Information supplied >>
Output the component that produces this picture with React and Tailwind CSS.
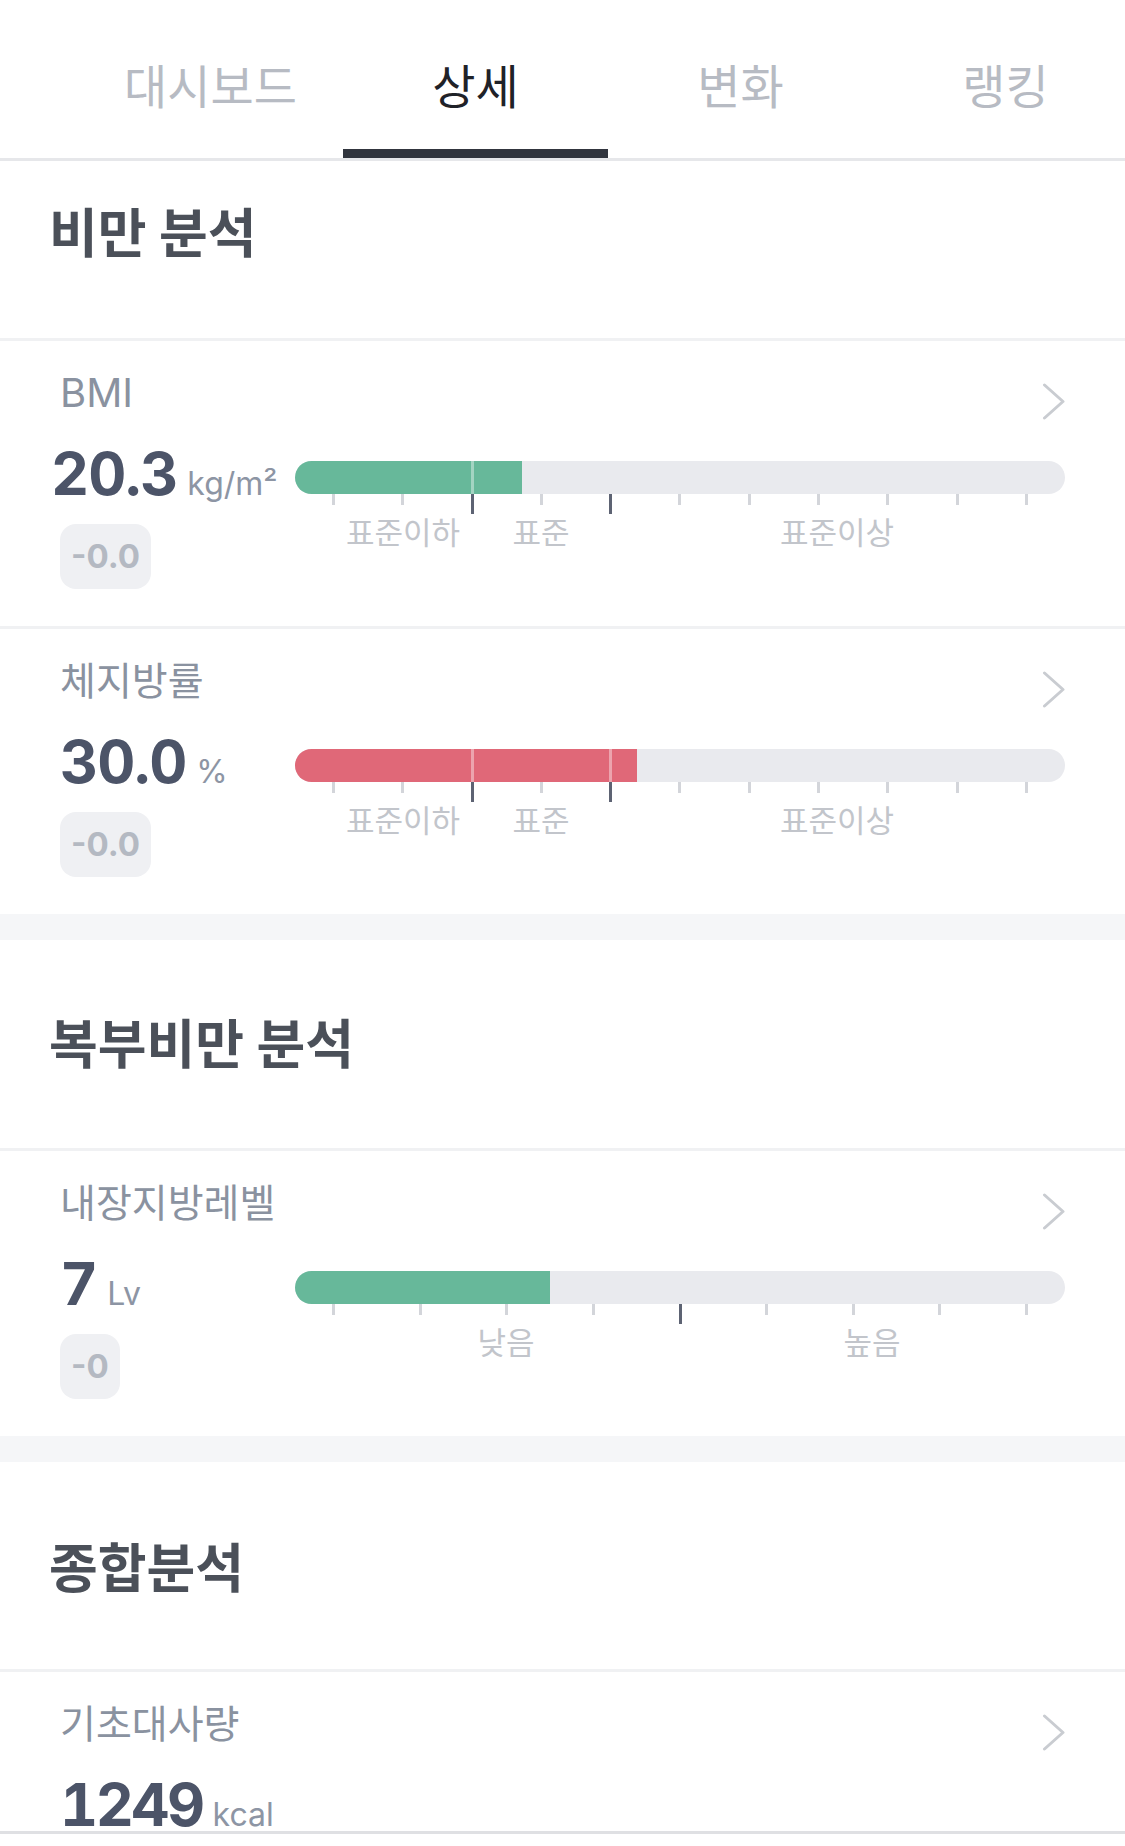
import React from "react";

const tabs = ["대시보드", "상세", "변화", "랭킹"];

const standardTicks = [0, 0, 1, 0, 1, 0, 0, 0, 0, 0, 0];
const levelTicks = [0, 0, 0, 0, 1, 0, 0, 0, 0];

const standardLabels = [
  { text: "표준이하", x: "left-[108px]" },
  { text: "표준", x: "left-[246px]" },
  { text: "표준이상", x: "left-[542px]" },
];

const levelLabels = [
  { text: "낮음", x: "left-[211px]" },
  { text: "높음", x: "left-[577px]" },
];

const BAR_W = 769;
const BAR_PAD = 37;

const Chevron = () => (
  <svg width="24" height="37" viewBox="0 0 24 37" className="mt-[8px] -mr-[1px] shrink-0">
    <polyline
      points="2.5,2 21,18.5 2.5,35"
      fill="none"
      stroke="#c9ccd1"
      strokeWidth="3"
      strokeLinecap="round"
      strokeLinejoin="round"
    />
  </svg>
);

const Gauge = ({ fill, color, ticks, labels }) => {
  const step = (BAR_W - BAR_PAD * 2 - 3) / (ticks.length - 1);
  return (
    <div>
      <div className="relative h-[33px] rounded-full bg-[#e9eaee] overflow-hidden">
        <div className={`h-full ${color}`} style={{ width: fill }} />
        <div className="absolute inset-0 flex justify-between px-[37px]">
          {ticks.map((d, i) => (
            <div
              key={i}
              className={`w-[3px] h-full ${d && BAR_PAD + i * step < fill ? "bg-white/40" : ""}`}
            />
          ))}
        </div>
      </div>
      <div className="flex justify-between items-start px-[37px]">
        {ticks.map((d, i) => (
          <div
            key={i}
            className={d ? "w-[3px] h-[20px] bg-[#5d6373]" : "w-[3px] h-[11px] bg-[#d3d5da]"}
          />
        ))}
      </div>
      <div className="relative h-[32px] mt-[3px]">
        {labels.map((l) => (
          <span
            key={l.text}
            className={`absolute top-0 ${l.x} -translate-x-1/2 text-[31px] leading-[32px] text-[#c2c5cb] whitespace-nowrap`}
          >
            {l.text}
          </span>
        ))}
      </div>
    </div>
  );
};

const MetricRow = ({ label, labelSize, value, unit, valueShift, delta, gauge }) => (
  <div className="border-t-[3px] border-[#f0f1f3] h-[288px] px-[60px] pt-[34px]">
    <div className="flex justify-between items-start h-[36px]">
      <span className={`${labelSize} leading-[36px] text-[#8a92a0] whitespace-nowrap`}>{label}</span>
      <Chevron />
    </div>
    <div className="flex mt-[33px]">
      <div className="w-[235px] shrink-0">
        <div className={`flex items-baseline h-[59px] ${valueShift}`}>
          <span className="text-[59px] leading-none font-bold text-[#4c5468] tracking-[-1px] tabular-nums">
            {value}
          </span>
          <span className="ml-[10px] text-[32px] leading-none text-[#8d95a4]">{unit}</span>
        </div>
        <div className="mt-[21px] inline-flex items-center h-[65px] px-[11px] rounded-[16px] bg-[#eff0f3]">
          <span className="text-[33px] leading-none font-bold text-[#b4b9c2]">{delta}</span>
        </div>
      </div>
      <div className="flex-1 pt-[17px]">
        <Gauge {...gauge} />
      </div>
    </div>
  </div>
);

const SectionHeader = ({ title, pad }) => (
  <div className={pad}>
    <h2 className="text-[53px] leading-[53px] font-bold text-[#4b5059] whitespace-nowrap">{title}</h2>
  </div>
);

const Band = () => <div className="h-[26px] bg-[#f5f6f8]" />;

export default function App() {
  return (
    <div className="w-[1125px] min-h-[1846px] bg-white overflow-hidden font-[Inter,'Noto_Sans_CJK_KR',sans-serif]">
      <div className="flex pl-[78px] border-b-[3px] border-[#e6e7ea] overflow-hidden">
        {tabs.map((t) => (
          <div key={t} className="w-[265px] shrink-0 h-[158px] flex flex-col">
            <div
              className={`flex-1 flex items-center justify-center pt-[24px] text-[47px] leading-none font-normal ${
                t === "상세" ? "text-[#1f2228]" : "text-[#b7bbc3]"
              }`}
            >
              {t}
            </div>
            <div className={`h-[9px] ${t === "상세" ? "bg-[#31353e]" : ""}`} />
          </div>
        ))}
      </div>

      <SectionHeader title="비만 분석" pad="h-[177px] pt-[47px] px-[49px]" />
      <MetricRow
        label="BMI"
        labelSize="text-[40px]"
        value="20.3"
        unit="kg/m²"
        valueShift="-ml-[9px]"
        delta="-0.0"
        gauge={{ fill: 227, color: "bg-[#67b89a]", ticks: standardTicks, labels: standardLabels }}
      />
      <MetricRow
        label="체지방률"
        labelSize="text-[39px]"
        value="30.0"
        unit="%"
        valueShift=""
        delta="-0.0"
        gauge={{ fill: 342, color: "bg-[#e06878]", ticks: standardTicks, labels: standardLabels }}
      />
      <Band />

      <SectionHeader title="복부비만 분석" pad="h-[208px] pt-[79px] px-[49px]" />
      <MetricRow
        label="내장지방레벨"
        labelSize="text-[39px]"
        value="7"
        unit="Lv"
        valueShift=""
        delta="-0"
        gauge={{ fill: 255, color: "bg-[#67b89a]", ticks: levelTicks, labels: levelLabels }}
      />
      <Band />

      <SectionHeader title="종합분석" pad="h-[207px] pt-[81px] px-[49px]" />
      <div className="border-t-[3px] border-[#f0f1f3] h-[165px] px-[60px] pt-[34px] border-b-[3px] border-b-[#dfe0e3]">
        <div className="flex justify-between items-start h-[36px]">
          <span className="text-[39px] leading-[36px] text-[#8a92a0] whitespace-nowrap">기초대사량</span>
          <Chevron />
        </div>
        <div className="flex items-baseline h-[52px] mt-[33px]">
          <span className="text-[59px] leading-none font-bold text-[#4c5468] tracking-[-2.5px] tabular-nums">
            1249
          </span>
          <span className="ml-[10px] text-[32px] leading-none text-[#8d95a4]">kcal</span>
        </div>
      </div>
    </div>
  );
}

Exercise objective >>
Repeat only the lines between the start of the data and the line with "1, 0, 0, 0, 0];", including those two lines, and skip the pictures.

Complete answer >>
Output the component that produces this picture with React and Tailwind CSS.
import React from "react";

const tabs = ["대시보드", "상세", "변화", "랭킹"];

const standardTicks = [0, 0, 1, 0, 1, 0, 0, 0, 0, 0, 0];
const levelTicks = [0, 0, 0, 0, 1, 0, 0, 0, 0];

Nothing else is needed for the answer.